Recent studies show that 18 percent of all people end up contracting the influenza virus each year during the winter season; however, many of them do not realize they actually have the flu because it is often mistaken for a cold. Strains of influenza such as swine flu and seasonal flu are known as asymptomatic because in recent years, people suffering from these types of the influenza virus did not present any symptoms when infected.

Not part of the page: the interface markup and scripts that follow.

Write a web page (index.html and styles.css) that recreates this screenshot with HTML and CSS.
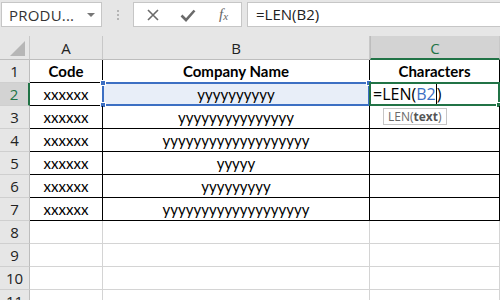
FILE: index.html
```html
<!DOCTYPE html>
<html>
<head>
<meta charset="utf-8">
<link rel="stylesheet" href="styles.css">
</head>
<body>
<div class="toolbar">
  <div class="namebox"><span class="nbtext">PRODU...</span><span class="caret"></span></div>
  <div class="grip"><i></i><i></i><i></i></div>
  <div class="fbtns">
    <svg class="ic" width="14" height="14" viewBox="0 0 14 14"><path d="M2 2 L12 12 M12 2 L2 12" stroke="#6a6a6a" stroke-width="1.6" fill="none"/></svg>
    <svg class="ic" width="16" height="14" viewBox="0 0 16 14"><path d="M1.5 7.5 L6 12 L14.5 2.5" stroke="#6a6a6a" stroke-width="2.6" fill="none"/></svg>
    <span class="fx">f<sub>x</sub></span>
  </div>
  <div class="fbar">=LEN(B2)</div>
</div>
<div class="sheet">
  <div class="h corner"><span class="tri"></span></div>
  <div class="h">A</div>
  <div class="h">B</div>
  <div class="h hsel">C</div>

  <div class="rh">1</div>
  <div class="c t b">Code</div>
  <div class="c t b">Company Name</div>
  <div class="c t b">Characters</div>

  <div class="rh rsel">2</div>
  <div class="c t">xxxxxx</div>
  <div class="c t ref">yyyyyyyyyy
    <span class="refbox"><i class="hd tl"></i><i class="hd bl"></i><i class="hd tr"></i></span>
  </div>
  <div class="c t act"><span class="edit">=LEN(<span class="blue">B2</span><span class="cursor"></span>)</span>
    <span class="actbox"><i class="fill"></i></span>
    <span class="tip">LEN(<b>text</b>)</span>
  </div>

  <div class="rh">3</div>
  <div class="c t">xxxxxx</div>
  <div class="c t">yyyyyyyyyyyyyyy</div>
  <div class="c t"></div>

  <div class="rh">4</div>
  <div class="c t">xxxxxx</div>
  <div class="c t">yyyyyyyyyyyyyyyyyyy</div>
  <div class="c t"></div>

  <div class="rh">5</div>
  <div class="c t">xxxxxx</div>
  <div class="c t">yyyyy</div>
  <div class="c t"></div>

  <div class="rh">6</div>
  <div class="c t">xxxxxx</div>
  <div class="c t">yyyyyyyyy</div>
  <div class="c t"></div>

  <div class="rh">7</div>
  <div class="c t">xxxxxx</div>
  <div class="c t">yyyyyyyyyyyyyyyyyyy</div>
  <div class="c t"></div>

  <div class="rh">8</div>
  <div class="c"></div>
  <div class="c"></div>
  <div class="c"></div>

  <div class="rh">9</div>
  <div class="c"></div>
  <div class="c"></div>
  <div class="c"></div>

  <div class="rh">10</div>
  <div class="c"></div>
  <div class="c"></div>
  <div class="c"></div>

  <div class="rh">11</div>
  <div class="c"></div>
  <div class="c"></div>
  <div class="c"></div>
</div>
</body>
</html>
```
FILE: styles.css
```css
* { box-sizing: border-box; }
html, body { margin: 0; padding: 0; }
body {
  width: 500px;
  height: 300px;
  overflow: hidden;
  background: #e6e6e6;
  font-family: "Open Sans", "Noto Sans", sans-serif;
}
.toolbar {
  display: flex;
  align-items: flex-start;
  height: 36px;
  padding: 2px 0 0 1px;
}
.namebox {
  width: 101px;
  height: 25px;
  background: #fff;
  border: 1px solid #c6c6c6;
  display: flex;
  align-items: center;
  justify-content: space-between;
  padding: 0 6px 0 7px;
}
.nbtext {
  font-size: 15px;
  color: #333;
  letter-spacing: 0.2px;
}
.caret {
  width: 0;
  height: 0;
  border-left: 4px solid transparent;
  border-right: 4px solid transparent;
  border-top: 4px solid #777;
}
.grip {
  width: 31px;
  height: 25px;
  display: flex;
  flex-direction: column;
  align-items: center;
  justify-content: center;
  gap: 2px;
}
.grip i {
  display: block;
  width: 2px;
  height: 2px;
  background: #b4b4b4;
}
.fbtns {
  width: 109px;
  height: 25px;
  background: #fff;
  border: 1px solid #c6c6c6;
  display: flex;
  align-items: center;
  padding-left: 12px;
}
.fbtns .ic { display: block; }
.fbtns .ic + .ic { margin-left: 20px; }
.fx {
  margin-left: 23px;
  font-family: "Liberation Serif", serif;
  font-style: italic;
  font-size: 15px;
  color: #666;
  line-height: 1;
}
.fx sub { font-size: 11px; vertical-align: -1px; }
.fbar {
  margin-left: 5px;
  flex: 1;
  height: 25px;
  background: #fff;
  border: 1px solid #c6c6c6;
  border-right: none;
  font-size: 15px;
  color: #222;
  line-height: 23px;
  padding-left: 8px;
}
.sheet {
  display: grid;
  grid-template-columns: 30px 73px 267px 130px;
  grid-template-rows: 24px repeat(11, 23px);
  background: #fff;
}
.h {
  background: #e6e6e6;
  border-right: 1px solid #c8c8c8;
  border-bottom: 1px solid #bdbdbd;
  text-align: center;
  font-size: 15px;
  line-height: 24px;
  color: #222;
}
.corner { position: relative; }
.tri {
  position: absolute;
  right: 4px;
  bottom: 3px;
  width: 0;
  height: 0;
  border-left: 15px solid transparent;
  border-bottom: 15px solid #b6b6b6;
}
.hsel {
  background: #d3d3d3;
  color: #217346;
  border-bottom: 2px solid #217346;
  border-left: 1px solid #bdbdbd;
}
.rh {
  background: #e6e6e6;
  border-right: 1px solid #bdbdbd;
  border-bottom: 1px solid #cfcfcf;
  text-align: center;
  font-size: 15px;
  line-height: 22px;
  color: #222;
}
.rsel {
  background: #d3d3d3;
  color: #217346;
  border-right: 2px solid #217346;
}
.c {
  position: relative;
  border-right: 1px solid #d4d4d4;
  border-bottom: 1px solid #d4d4d4;
  font-family: Lato, "Open Sans", sans-serif;
  font-size: 15px;
  line-height: 22px;
  text-align: center;
  color: #000;
}
.c.t {
  border-right-color: #000;
  border-bottom-color: #000;
}
.b { font-weight: bold; }
.ref { background: #e8eef8; }
.refbox {
  position: absolute;
  left: -1px;
  top: -1px;
  right: -1px;
  bottom: -1px;
  border: 2px solid #3c6fc3;
}
.hd {
  position: absolute;
  width: 6px;
  height: 6px;
  background: #3c6fc3;
  border: 1px solid #fff;
}
.hd.tl { left: -4px; top: -4px; }
.hd.bl { left: -4px; bottom: -4px; }
.hd.tr { right: -4px; top: -4px; }
.act { text-align: left; }
.edit {
  display: inline-flex;
  align-items: stretch;
  padding-left: 3px;
  font-size: 16px;
  line-height: 22px;
  font-family: "Open Sans", sans-serif;
}
.blue { color: #3c6fc3; }
.cursor {
  display: inline-block;
  width: 1px;
  background: #000;
  margin-top: 1px;
}
.actbox {
  position: absolute;
  left: -1px;
  top: -1px;
  right: -1px;
  bottom: -1px;
  border: 2px solid #217346;
}
.fill {
  position: absolute;
  right: -4px;
  bottom: -4px;
  width: 6px;
  height: 6px;
  background: #217346;
  border: 1px solid #fff;
}
.tip {
  position: absolute;
  left: 13px;
  top: 25px;
  height: 17px;
  padding: 0 4px;
  background: #fff;
  border: 1px solid #c6c6c6;
  font-family: "Open Sans", sans-serif;
  font-size: 12px;
  line-height: 15px;
  color: #6a6a6a;
  white-space: nowrap;
  z-index: 2;
}
.tip b { color: #555; }
```
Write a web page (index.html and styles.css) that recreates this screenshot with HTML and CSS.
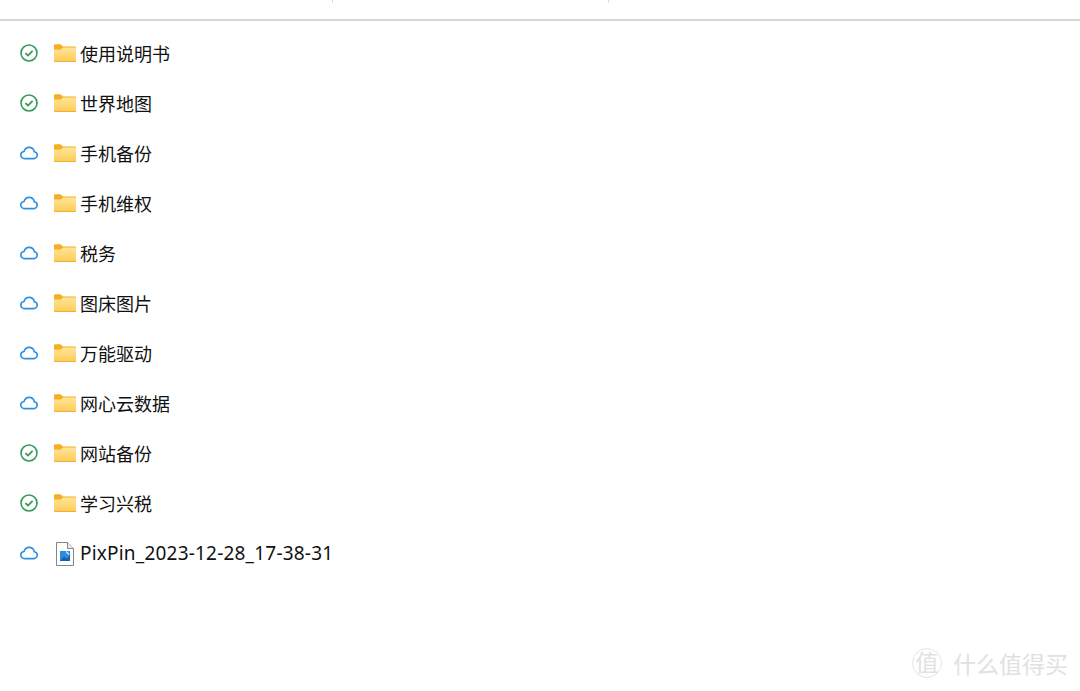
FILE: index.html
```html
<!DOCTYPE html>
<html lang="en">
<head>
    <meta charset="UTF-8">
    <title>文件列表</title>
    <link rel="stylesheet" href="styles.css">
</head>
<body>
    <svg class="defs" width="0" height="0">
        <symbol id="ok" viewBox="0 0 18 18">
            <circle cx="9" cy="9" r="8" fill="none" stroke="#359a55" stroke-width="1.600"/>
            <path d="M5.400 9.100 8 11.600 12.600 6.900" fill="none" stroke="#359a55" stroke-width="1.800"/>
        </symbol>
        <symbol id="cloud" viewBox="0 0 18 18">
            <path d="M4.600 14.600C2.300 14.600.8 12.900.8 11c0-1.800 1.400-3.300 3.200-3.500C4.700 5 6.700 3.400 9.100 3.400c2.700 0 4.700 1.800 5.200 4.300 1.700.2 2.900 1.600 2.900 3.300 0 1.900-1.500 3.600-3.400 3.600z" fill="none" stroke="#2f8fe0" stroke-width="1.600"/>
        </symbol>
        <linearGradient id="folderFill" x1="0" y1="0" x2="0" y2="1">
            <stop offset="0" stop-color="#ffe596"/>
            <stop offset="1" stop-color="#fccb58"/>
        </linearGradient>
        <symbol id="folder" viewBox="0 0 22 18">
            <path d="M0 1.500C0 .8.500.300 1.200.300h5.300L9 2.500h12c.6 0 1 .4 1 1V17c0 .6-.4 1-1 1H1c-.6 0-1-.4-1-1z" fill="#f4b022"/>
            <path d="M0 5.500 7 5.500 9 3.500h12.500c.3 0 .5.200.5.500V17c0 .6-.4 1-1 1H1c-.6 0-1-.4-1-1z" fill="url(#folderFill)"/>
            <path d="M0 17h22v.2c0 .5-.4.800-1 .8H1c-.6 0-1-.3-1-.8z" fill="#eeb02e"/>
        </symbol>
        <symbol id="imgfile" viewBox="0 0 22 24">
            <path d="M2.500.500h11l6 6v17h-17z" fill="#fff" stroke="#858585"/>
            <path d="M13.500.500v6h6" fill="#ececec" stroke="#858585"/>
            <rect x="6" y="9" width="10" height="10" fill="#2f8be0"/>
            <path d="M6 19 10 14.500 13 17 16 13V19z" fill="#1a5fae"/>
            <path d="M12 9.500 15 12.500" stroke="#cfe6ff" stroke-width="1.400"/>
        </symbol>
    </svg>

    <div class="head_bar">
        <span class="head_cell name_col"></span>
        <span class="head_cell date_col"></span>
    </div>

    <ul class="file_list">
        <li><svg class="state"><use href="#ok"/></svg><svg class="type"><use href="#folder"/></svg><span>使用说明书</span></li>
        <li><svg class="state"><use href="#ok"/></svg><svg class="type"><use href="#folder"/></svg><span>世界地图</span></li>
        <li><svg class="state"><use href="#cloud"/></svg><svg class="type"><use href="#folder"/></svg><span>手机备份</span></li>
        <li><svg class="state"><use href="#cloud"/></svg><svg class="type"><use href="#folder"/></svg><span>手机维权</span></li>
        <li><svg class="state"><use href="#cloud"/></svg><svg class="type"><use href="#folder"/></svg><span>税务</span></li>
        <li><svg class="state"><use href="#cloud"/></svg><svg class="type"><use href="#folder"/></svg><span>图床图片</span></li>
        <li><svg class="state"><use href="#cloud"/></svg><svg class="type"><use href="#folder"/></svg><span>万能驱动</span></li>
        <li><svg class="state"><use href="#cloud"/></svg><svg class="type"><use href="#folder"/></svg><span>网心云数据</span></li>
        <li><svg class="state"><use href="#ok"/></svg><svg class="type"><use href="#folder"/></svg><span>网站备份</span></li>
        <li><svg class="state"><use href="#ok"/></svg><svg class="type"><use href="#folder"/></svg><span>学习兴税</span></li>
        <li><svg class="state"><use href="#cloud"/></svg><svg class="type file_icon"><use href="#imgfile"/></svg><span class="file_name">PixPin_2023-12-28_17-38-31</span></li>
    </ul>

    <div class="watermark">
        <span class="wm_logo">值</span>
        <span class="wm_text">什么值得买</span>
    </div>
</body>
</html>
```

FILE: styles.css
```css
html{
    font-family: "Noto Sans","Noto Sans CJK SC",sans-serif;
}
body,ul,li{margin: 0;padding: 0;}
li{list-style: none;}
body{
    background: #fff;
    color: #111;
    height: 691px;
    overflow: hidden;
    position: relative;
}
.defs{display: block;height: 0;}

.head_bar{
    display: flex;
    height: 19px;
    border-bottom: 2px solid #d6d6d6;
}
.head_cell{
    height: 3px;
    border-right: 1px solid #dcdcdc;
}
.name_col{width: 332px;}
.date_col{width: 275px;}

.file_list{
    padding: 8px 0 0 20px;
}
.file_list li{
    display: flex;
    align-items: center;
    height: 50px;
    font-size: 18px;
}
.file_list li span{
    margin-top: -2px;
}
.file_list .state{
    width: 18px;
    height: 18px;
    margin-top: -3px;
    margin-right: 16px;
}
.file_list .type{
    width: 22px;
    height: 18px;
    margin-top: -3px;
    margin-right: 4px;
}
.file_list .file_icon{
    height: 24px;
    margin-top: -1px;
}
.file_list .file_name{
    font-size: 19px;
    letter-spacing: .2px;
}

.watermark{
    position: absolute;
    right: 12px;
    bottom: 11px;
    display: flex;
    align-items: center;
    gap: 11px;
    color: #e1e1e1;
}
.wm_logo{
    width: 28px;
    height: 28px;
    line-height: 26px;
    border: 1px solid #e6e6e6;
    border-radius: 50%;
    text-align: center;
    font-size: 23px;
}
.wm_text{
    font-size: 23px;
}
```
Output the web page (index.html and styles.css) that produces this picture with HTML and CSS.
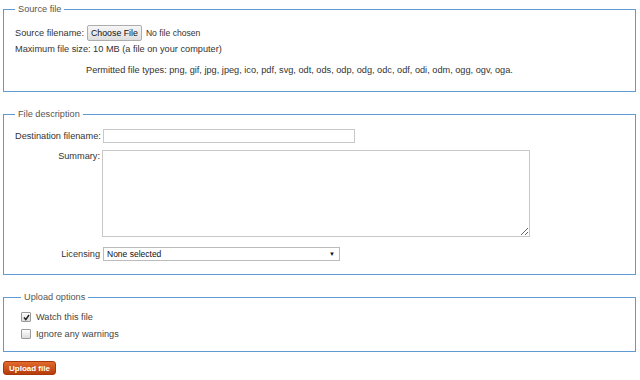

In fact, 75 percent of people infected with influenza each winter do not show any flu-like symptoms at all according to Dr. Christopher Belcher with Peyton Manning Children’s Hospital who says that “some people can have the influenza virus in their respiratory tract and yet exhibit no symptoms at all.” And that having no symptoms of the flu makes it easy for people to dismiss the fact that they are indeed sick and they end up simply blaming it on the common cold or just not feeling well.
While it would be nice from the patient’s standpoint to have influenza without all the horrible side effects such as fever, chills, sore throat, coughing, body aches, headache, fatigue, vomiting, and diarrhea, Dr. Belcher says those infected could “spread influenza to those who are at very high risk” for contracting the virus such as young children, elderly individuals, and those whose immune systems are already compromised because they are sick with other types of illnesses. Therefore, he cautions everyone to use “common sense hygiene” such as washing your hands often to help prevent the spread of the virus.
A study conducted in England analyzed six years of data gathered during flu seasons from 2006 to 2011. The data collected from studying blood samples of nearly 5,500 people at the beginning and end of flu season showed that out of the 18 percent of people who contract the influenza virus each year, only 23 percent of them actually ended up developing symptoms. In addition, only 17 percent of people became sick enough to seek medical attention and in many cases were not recognized as having the influenza virus.
Dr. Andrew Hayward with the University College in London says those cases of influenza that are actually reported “represent just the tip of a large clinical and subclinical iceberg,” which leaves countless others to often mistake the influenza virus for a simple cold and skip going to the doctor for further evaluation.
Influenza is a severe virus that is responsible for hospitalizing and killing many people each and every year. But in order to fully understand the severity of the issue, Dr. Hayward says “we need better methods” of detecting the virus in people who are not exhibiting symptoms. “You really need to understand not only the number of people who end up in hospitals or die but also the number of people in the community who are infected in the first place.”
If you are not feeling quite like yourself, do not make the mistake of blaming it on a simple cold because more often than not, you could in fact have the influenza virus.